4) An additional component of the Common Annotation Framework is the incorporation of text mining tools into the GO curation workflow. Towards this aim, the WormBase and Textpresso groups have been collaborating with dictyBase and TAIR to develop GO Cellular Component curation (Textpresso for CCC) pipelines. For TAIR, the curation pipeline has largely consisted of batch queries either on a given year of publications or, subsequently, the entire corpus. For dictyBase, the Textpresso-based pipeline will be performed on a weekly basis on newly published papers. Textpresso for CCC will use a newly designed curation form, currently under development and independent of Protein2GO, that allows curators to associate GO annotations with specific sentences, and leverage past annotation for future curation. Protein2GO and WormBase curators are finalizing the details of information transfer via web services from the CCC form at Caltech to the Protein2GO tool at UniProt to ensure that all annotations are ultimately housed in the common Protein2GO database. Evaluation of the performance of Textpresso for CCC for dictyBase and TAIR was performed as part of the BioCreative 2012 Workshop in Washington, D.C. and published in Van Auken, et al., Database, 2012. Additionally, preliminary evaluation of text mining-based approaches for GO Molecular Function curation were presented as part of the 2012 BioCurator meeting, also in Washington, D.C.

5) In addition to the Textpresso-based curation pipeline, the WormBase and Textpresso groups have developed a web-based paper viewer/annotator for GO curation. This tool allows curators to upload an HTML or NLM-XML document to highlight and annotate sentences used for GO annotation. Sentences highlighted and linked to GO annotations will be used to track the rationale for a given annotation (an effective training tool), and also used as training sets for future development of text mining tools. The latter work is currently being performed in collaboration with the BioCreative (Critical Assessment of Information Extraction systems in Biology) group who will include a GO annotation task for text mining groups in their 2013 Challenge.

Progress toward Quarterly milestones: Y1.Q1, GOC database live; Y1.Q2, Web-based access to GOC via Ontology Annotator 1.0; Y1.Q3, User feedback and update Ontology Annotator 1.1; Curation Control Panel 1.0; Y1.Q4, Paper Viewer 1.0; NLP module/Textpresso-cell component curation 1.0;

The Protein2GO approach provides us with, at least temporarily, a central GOC database and a web-based annotation interface. We have a Page Viewer and a cell component curation module but not an overall control panel.

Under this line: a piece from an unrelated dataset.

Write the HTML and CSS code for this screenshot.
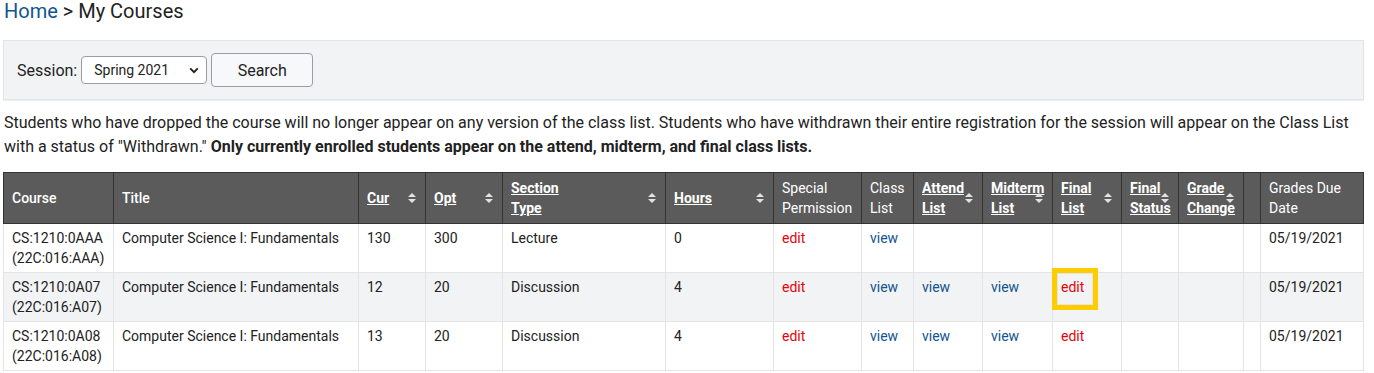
FILE: index.html
```html
<!DOCTYPE html>
<html lang="en">
<head>
    <meta charset="utf-8">
    <title>My Courses</title>
    <link rel="stylesheet" href="styles.css">
</head>
<body>
<div class="page">
    <div class="crumbs"><a href="#">Home</a> &gt; My Courses</div>

    <form class="filter">
        <label for="session">Session:</label>
        <span class="select-wrap">
            <select id="session">
                <option>Spring 2021</option>
            </select>
            <svg class="chev" width="10" height="7" viewBox="0 0 10 7"><path d="M1.2 1.4 5 5.2 8.8 1.4" fill="none" stroke="#222" stroke-width="1.9"/></svg>
        </span>
        <button type="button">Search</button>
    </form>

    <p class="note">
        Students who have dropped the course will no longer appear on any version of the class list. Students who have withdrawn their entire registration for the session will appear on the Class List with a status of "Withdrawn." <strong>Only currently enrolled students appear on the attend, midterm, and final class lists.</strong>
    </p>

    <table class="courses">
        <colgroup>
            <col style="width:110px"><col style="width:245px"><col style="width:67px"><col style="width:77px">
            <col style="width:163px"><col style="width:108px"><col style="width:88px"><col style="width:52px">
            <col style="width:69px"><col style="width:70px"><col style="width:69px"><col style="width:57px">
            <col style="width:65px"><col style="width:17px"><col style="width:103px">
        </colgroup>
        <thead>
        <tr>
            <th class="plain">Course</th>
            <th class="plain">Title</th>
            <th class="sort"><a href="#">Cur</a><i class="arrows"></i></th>
            <th class="sort"><a href="#">Opt</a><i class="arrows"></i></th>
            <th class="sort"><a href="#">Section<br>Type</a><i class="arrows"></i></th>
            <th class="sort"><a href="#">Hours</a><i class="arrows"></i></th>
            <th>Special Permission</th>
            <th>Class List</th>
            <th class="sort"><a href="#">Attend List</a><i class="arrows"></i></th>
            <th class="sort"><a href="#">Midterm List</a><i class="arrows"></i></th>
            <th class="sort"><a href="#">Final<br>List</a><i class="arrows"></i></th>
            <th class="sort tight"><a href="#">Final Status</a><i class="arrows"></i></th>
            <th class="sort tight"><a href="#">Grade Change</a><i class="arrows"></i></th>
            <th></th>
            <th>Grades Due Date</th>
        </tr>
        </thead>
        <tbody>
        <tr>
            <td>CS:1210:0AAA (22C:016:AAA)</td>
            <td>Computer Science I: Fundamentals</td>
            <td>130</td>
            <td>300</td>
            <td>Lecture</td>
            <td>0</td>
            <td><a class="edit" href="#">edit</a></td>
            <td><a class="view" href="#">view</a></td>
            <td></td>
            <td></td>
            <td></td>
            <td></td>
            <td></td>
            <td></td>
            <td>05/19/2021</td>
        </tr>
        <tr>
            <td>CS:1210:0A07 (22C:016:A07)</td>
            <td>Computer Science I: Fundamentals</td>
            <td>12</td>
            <td>20</td>
            <td>Discussion</td>
            <td>4</td>
            <td><a class="edit" href="#">edit</a></td>
            <td><a class="view" href="#">view</a></td>
            <td><a class="view" href="#">view</a></td>
            <td><a class="view" href="#">view</a></td>
            <td class="marked"><a class="edit" href="#">edit</a><span class="callout"></span></td>
            <td></td>
            <td></td>
            <td></td>
            <td>05/19/2021</td>
        </tr>
        <tr>
            <td>CS:1210:0A08 (22C:016:A08)</td>
            <td>Computer Science I: Fundamentals</td>
            <td>13</td>
            <td>20</td>
            <td>Discussion</td>
            <td>4</td>
            <td><a class="edit" href="#">edit</a></td>
            <td><a class="view" href="#">view</a></td>
            <td><a class="view" href="#">view</a></td>
            <td><a class="view" href="#">view</a></td>
            <td><a class="edit" href="#">edit</a></td>
            <td></td>
            <td></td>
            <td></td>
            <td>05/19/2021</td>
        </tr>
        </tbody>
    </table>
</div>
</body>
</html>
```

FILE: styles.css
```css
body {
    margin: 0;
    font-family: Roboto, "Liberation Sans", sans-serif;
    color: #222;
    background: white;
}
.page {
    width: 1361px;
    padding-left: 3px;
}
.crumbs {
    font-size: 20px;
    line-height: 22px;
    padding-left: 1px;
}
.crumbs a {
    color: #11558f;
    text-decoration: none;
}
.filter {
    margin-top: 18px;
    height: 58px;
    display: flex;
    align-items: center;
    padding-left: 13px;
    background-color: #f2f3f5;
    border: 1px solid #e3e4e6;
    box-shadow: 0 1px 1px rgba(0, 0, 0, 0.06);
}
.filter label {
    font-size: 16px;
    margin-right: 4px;
}
.select-wrap {
    position: relative;
    display: inline-block;
}
.filter select {
    appearance: none;
    -webkit-appearance: none;
    width: 126px;
    height: 28px;
    padding: 0 0 0 12px;
    border: 1px solid #9a9ea4;
    border-radius: 4px;
    background: white;
    font-family: Roboto, "Liberation Sans", sans-serif;
    font-size: 14px;
    color: #222;
}
.chev {
    position: absolute;
    right: 8px;
    top: 11px;
    pointer-events: none;
}
.filter button {
    margin-left: 4px;
    width: 102px;
    height: 34px;
    border: 1px solid #9a9ea4;
    border-radius: 4px;
    background: #f7f8fa;
    font-family: Roboto, "Liberation Sans", sans-serif;
    font-size: 16px;
    color: #222;
}
.note {
    margin: 11px 0 13px;
    padding-left: 1px;
    font-size: 16px;
    line-height: 24px;
}
.note strong {
    font-weight: 700;
}
.courses {
    width: 1360px;
    table-layout: fixed;
    border-collapse: collapse;
    font-size: 14px;
    line-height: 20px;
}
.courses th {
    position: relative;
    height: 40px;
    padding: 5px 8px;
    background-color: #5b5b5b;
    border: 1px solid #333;
    color: white;
    font-weight: 400;
    text-align: left;
    vertical-align: middle;
}
.courses th.plain {
    font-weight: 500;
}
.courses th a {
    color: white;
    font-weight: 700;
    text-decoration: underline;
}
.courses th.sort {
    padding-right: 14px;
}
.courses th.tight {
    padding-right: 2px;
}
.arrows {
    position: absolute;
    right: 9px;
    top: 50%;
    width: 8px;
    height: 10px;
    margin-top: -5px;
}
.arrows::before,
.arrows::after {
    content: "";
    position: absolute;
    left: 0;
    border-left: 4px solid transparent;
    border-right: 4px solid transparent;
}
.arrows::before {
    top: 0;
    border-bottom: 4px solid #e2e2e2;
}
.arrows::after {
    bottom: 0;
    border-top: 4px solid #e2e2e2;
}
.courses td {
    padding: 4px 8px;
    height: 40px;
    border: 1px solid #e3e4e6;
    vertical-align: top;
}
.courses tbody tr:nth-child(even) td {
    background-color: #f2f3f5;
}
.edit {
    color: #e8000b;
    text-decoration: none;
}
.view {
    color: #11558f;
    text-decoration: none;
}
.marked {
    position: relative;
}
.callout {
    position: absolute;
    left: -1px;
    top: -5px;
    width: 46px;
    height: 42px;
    box-sizing: border-box;
    border: 5px solid #ffcc00;
    box-shadow: inset 0 0 0 1px #e4e4e4;
}
```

Plans Y2.Q1, Specification for Ontology Annotator 2.0; NLP results displayed in Paper Viewer 1.1; Y2.Q2, NLP module/Textpresso-Molecular Function module 1.0; Y2.Q3, Prototype of revised Ontology Annotator 2.0; Y2.Q4, Insertion of NLP results into Ontology Annotator 2.0;

We will assess the use of Protein2GO for non-protein annotations, check data roundtrip from MODs (e.g., WormBase) and bring on other users. We will refine the paper viewer, and use it to highlight the results of NLP, initially from the cell component curation (CCC) pipeline, but later in the year from the Molecular Function module. With the core components in place, we will be able to decide whether to continue with Protein2GO or develop new software using the features of Protein2GO.